Wenn Deutschland in der Pandemie nicht mehr die besten Zahlen liefert, ist das ein Prestigeverlust ohne gleichen. In Wirklichkeit ist diese Art der Konkurrenz ein Hinweis auf die fehlende europäische Solidarität, die eben gerade von Berlin verweigert wird, wenn Merkel nicht die erste Geige spielen kann.

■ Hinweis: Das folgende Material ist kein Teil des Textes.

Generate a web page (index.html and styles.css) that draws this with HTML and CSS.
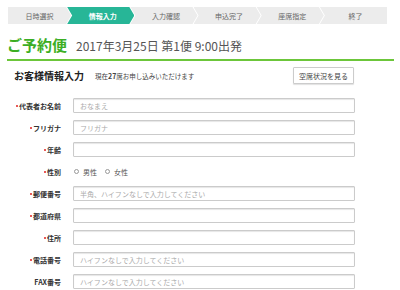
FILE: index.html
```html
<!DOCTYPE html>
<html lang="ja">
<head>
  <meta charset="UTF-8" />
  <title>ご予約便 - お客様情報入力</title>
  <link rel="stylesheet" href="styles.css">
</head>
<body>
  <ol class="steps">
    <li class="step first">日時選択</li>
    <li class="step active">情報入力</li>
    <li class="step">入力確認</li>
    <li class="step">申込完了</li>
    <li class="step">座席指定</li>
    <li class="step last">終了</li>
  </ol>

  <div class="heading">
    <h1 class="title">ご予約便</h1>
    <span class="flight">2017年3月25日 第1便 9:00出発</span>
  </div>

  <div class="section">
    <div class="section-head">
      <h2 class="section-title">お客様情報入力</h2>
      <span class="seats">現在<b>27</b>席お申し込みいただけます</span>
      <button class="btn">空席状況を見る</button>
    </div>

    <form class="form">
      <label class="label req">代表者お名前</label>
      <input class="field" type="text" placeholder="おなまえ">

      <label class="label req">フリガナ</label>
      <input class="field" type="text" placeholder="フリガナ">

      <label class="label req">年齢</label>
      <input class="field" type="text">

      <label class="label req">性別</label>
      <div class="radios">
        <span class="radio"><i></i>男性</span>
        <span class="radio"><i></i>女性</span>
      </div>

      <label class="label req">郵便番号</label>
      <input class="field" type="text" placeholder="半角、ハイフンなしで入力してください">

      <label class="label req">都道府県</label>
      <input class="field" type="text">

      <label class="label req">住所</label>
      <input class="field" type="text">

      <label class="label req">電話番号</label>
      <input class="field" type="text" placeholder="ハイフンなしで入力してください">

      <label class="label">FAX番号</label>
      <input class="field" type="text" placeholder="ハイフンなしで入力してください">
    </form>
  </div>
</body>
</html>
```

FILE: styles.css
```css
body {
  margin: 0;
  background: #fff;
  font-family: "Noto Sans CJK JP", "Noto Sans", sans-serif;
  color: #333;
}

.steps {
  display: flex;
  list-style: none;
  margin: 7px 13px 0 8px;
  padding: 0;
  height: 17px;
}

.step {
  flex: 1;
  display: flex;
  align-items: center;
  justify-content: center;
  margin-right: -4px;
  padding-left: 4px;
  background: #ececec;
  color: #666;
  font-size: 7px;
  clip-path: polygon(0 0, calc(100% - 5px) 0, 100% 50%, calc(100% - 5px) 100%, 0 100%, 5px 50%);
}

.step.first {
  padding-left: 0;
  clip-path: polygon(0 0, calc(100% - 5px) 0, 100% 50%, calc(100% - 5px) 100%, 0 100%);
}

.step.last {
  margin-right: 0;
  clip-path: polygon(0 0, 100% 0, 100% 100%, 0 100%, 5px 50%);
}

.step.active {
  background: #27b697;
  color: #fff;
  font-weight: bold;
}

.heading {
  display: flex;
  align-items: baseline;
  gap: 9px;
  margin: 9px 6px 0 7px;
  padding-bottom: 2px;
  border-bottom: 2px solid #6cc63a;
}

.title {
  margin: 0;
  font-size: 15px;
  font-weight: bold;
  color: #3cae24;
  line-height: 24px;
}

.flight {
  font-size: 12px;
  color: #555;
}

.section {
  padding: 0 8px;
}

.section-head {
  display: flex;
  align-items: center;
  margin-top: 6px;
  height: 17px;
}

.section-title {
  margin: 0 0 0 6px;
  font-size: 10px;
  font-weight: bold;
  color: #222;
}

.seats {
  margin-left: 11px;
  font-size: 6.5px;
  color: #444;
}

.seats b {
  font-size: 7px;
}

.btn {
  margin-left: auto;
  margin-right: 38px;
  width: 61px;
  height: 17px;
  padding: 0;
  border: 1px solid #ccc;
  border-radius: 1px;
  background: #fff;
  box-shadow: 0 1px 1px rgba(0, 0, 0, 0.12);
  font-family: inherit;
  font-size: 7px;
  color: #444;
}

.form {
  display: grid;
  grid-template-columns: 53px 282px;
  grid-auto-rows: 15px;
  column-gap: 12px;
  row-gap: 7px;
  margin-top: 14px;
}

.label {
  display: flex;
  align-items: center;
  justify-content: flex-end;
  font-size: 7px;
  font-weight: bold;
  color: #333;
  white-space: nowrap;
}

.label.req::before {
  content: "";
  width: 2px;
  height: 2px;
  margin-right: 1px;
  border-radius: 50%;
  background: #e02020;
}

.field {
  box-sizing: border-box;
  height: 15px;
  margin: 0;
  padding: 0 6px;
  border: 1px solid #cbcbcb;
  border-radius: 1px;
  box-shadow: inset 0 1px 1px rgba(0, 0, 0, 0.1);
  font-family: inherit;
  font-size: 7px;
  color: #333;
  outline: none;
}

.field::placeholder {
  color: #aaa;
}

.radios {
  display: flex;
  align-items: center;
  gap: 8px;
  padding-left: 1px;
}

.radio {
  display: flex;
  align-items: center;
  gap: 4px;
  font-size: 7px;
  color: #555;
}

.radio i {
  box-sizing: border-box;
  width: 5px;
  height: 5px;
  border: 1px solid #999;
  border-radius: 50%;
}
```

Es ist sehr zu hoffen, dass die Bundesregierung bald den Weg für ein rationales Europa, das regional zusammenarbeitet, frei macht. Aber dafür scheint zunächst die Kanzlerin gehen zu müssen.

spaulsen

One Comment

  1. Das sehe ich auch so. Zusätzlich das Problem, dass Merkel ihr (persönliches) Problem selber gar nicht bewusst sein mag. Dazu noch eine Entourage, die das befördert (und sie wiederum diese). Es mag eher ein Problem auf der Persönlichkeitsebene sein, was aber dem Land, der EU nicht weiterhilft – im Gegenteil. Da wäre eher ein Psychologe / ein Psychiater gefragt. Auf der EU-Ebene dann noch eine „Gleichgestrickte“, die auf nationaler Ebene ihre Unfähigkeit in noch viel größerem Maß schon unter Beweis gestellt hat. Diese erratische Person und damit die Problemstellung bleibt uns auch nach dem Abgang Merkels (nur vorläufig?) erhalten. Einmal von deren grundlegenden Makel abgesehen, dass sie bei der Wahl buchstäblich gar nicht auf dem Zettel stand. Das ist eine Delegitimation ex ante, die nicht mehr heilbar ist und sich das „gemeine Volk“ hoffentlich bis zur nächsten Europawahl noch merke(l)n kann.